When eaten raw, super-thin onion slices are ideal, but it's a different story when you caramelize them. When onions are sliced too thin, they run the risk of burning very easily.
→ Follow this tip: The onions should be sliced thin, but not too thin (also not too thick). It's also important to cut the onion into evenly-sized slices.
2. Cranking up the heat too high.
Caramelizing onions is not an instant gratification process; they take a while to cook. It may be tempting to crank up the heat to speed the process along, but that's the worst thing you can do; it only puts you more at risk for burning your onions.
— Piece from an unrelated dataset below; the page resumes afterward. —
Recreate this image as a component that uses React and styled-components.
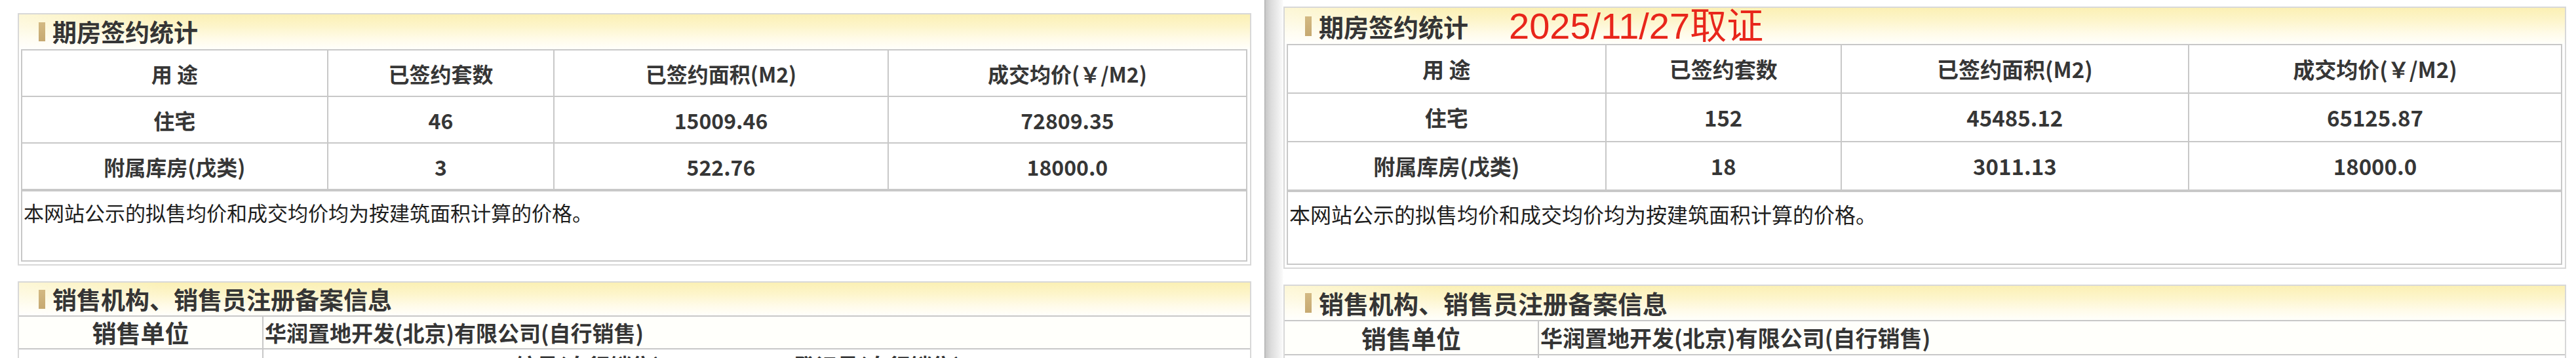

→ Follow this tip: Caramelized onions require time and patience. They're all about low, slow cooking. Stick to it and you'll be rewarded. You can't rush the kind of magic that caramelized onions bring.
3. Not stirring the onions.
Making traditional caramelized onions on the stovetop is not a set-it-and-forget-it project. Forget to stir the onions and you'll find yourself on the fast track to unevenly cooked and burnt onions.
→ Follow this tip: Making caramelized onions is a hands-on task that requires your attention. For even cooking, and to prevent burning, it's essential to check and stir the onions every five to 10 minutes.
And if you don't feel like you're quite up to the task, you can also try making caramelized onions in the slow cooker.
4. Not cooking the onions long enough.
It might be tempting to pull the onions off the stove as soon as they start to soften and turn golden-brown, but resist the urge. They're not completely cooked yet — they need more time. Caramelized onions should be far darker than golden in color.
→ Follow this tip: Cook times will vary depending on the number of onions you're cooking and the type of onion (its sugar content and age), but plan to cook caramelized onions for 40 to 50 minutes (at least) until they have a dark-brown, rich color.
5. Not deglazing the pan.
The final step in making caramelized onions just may be one of the most important, yet so many people neglect it altogether. As the onions cook, a sticky-looking film, which can easily be mistaken for burning (although it's not), develops on the bottom of the pan. This is called the fond, and it's where all the flavor sits.
→ Follow this tip: Deglazing the pan is the final, and crucial step in making caramelized onions. Use a liquid like wine, broth, or even water to release the fond from the bottom of the pan, and scrape and stir to incorporate it into the onions.
Is there anything we didn't cover here? What are your best tips for making caramelized onions?